Trust, Transparency & Malware Suspicion

  • Major recurring concern: the site is anonymous, requests name/email, distributes a closed-source Windows EXE that runs with admin rights and pings home.
  • Lack of company details, individual identities, and verifiable credentials are repeatedly called out.
  • Many explicitly state they would never install it and suggest it might itself be malware or at least indistinguishable from it.
  • Some argue that trust isn’t “just a thing”; for security software, it must be earned via openness and identity.

Open Source, Code Signing & Business Model

  • Strong pressure to open source the tool or at least publish source and build pipeline.
  • Some argue it’s “dead on arrival” for security tooling if closed source and unauthenticated.
  • Discussion of Windows code-signing costs, EV certs, Azure Trusted Signing; some see them as necessary vetting, others as pay-to-play friction.
  • People question plans for licensing/monetization for something trivial to reimplement.

Effectiveness, Threat Model & Cat-and-Mouse

  • Many note this only affects “smart” malware that performs environment checks; lots of commodity malware will ignore such signals.
  • Some think most malware authors won’t bother adapting unless adoption is widespread; others argue advanced actors already play this game.
  • Suggested tests: run large malware corpora (e.g., zoo collections, MaleX) against a machine with only this tool running and report statistics.
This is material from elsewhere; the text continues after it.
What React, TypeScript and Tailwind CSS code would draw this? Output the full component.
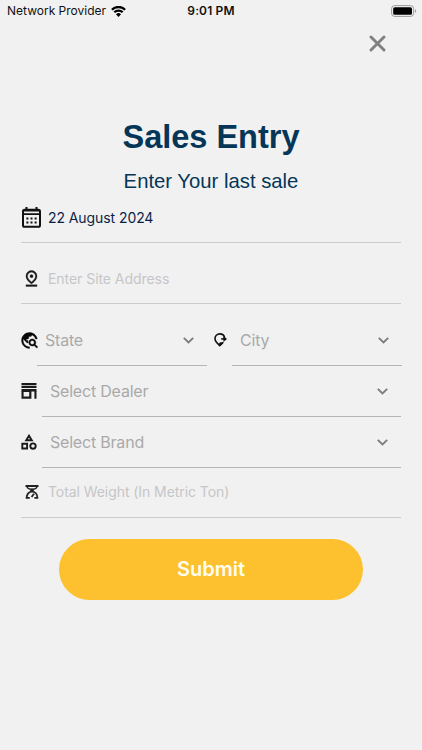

Currently unclear.

Side Effects & Compatibility Risks

  • Concern that fake VM/analysis indicators overlap with what anti-cheat and DRM systems look for, potentially causing game bans or software refusal to run.
  • Questions about how to “whitelist” legitimate software from these fake indicators; Windows lacks strong containerization, making per-app visibility hard.

Implementation & Design Critiques

  • Installer is large and .NET-based for a simple concept; critics say this could be a small script.
  • Limited free tier and licensing dialog feel misaligned with a trust-sensitive security tool.
  • Multiple comments frame it as “security by obscurity” and potentially creating a false sense of safety rather than real protection.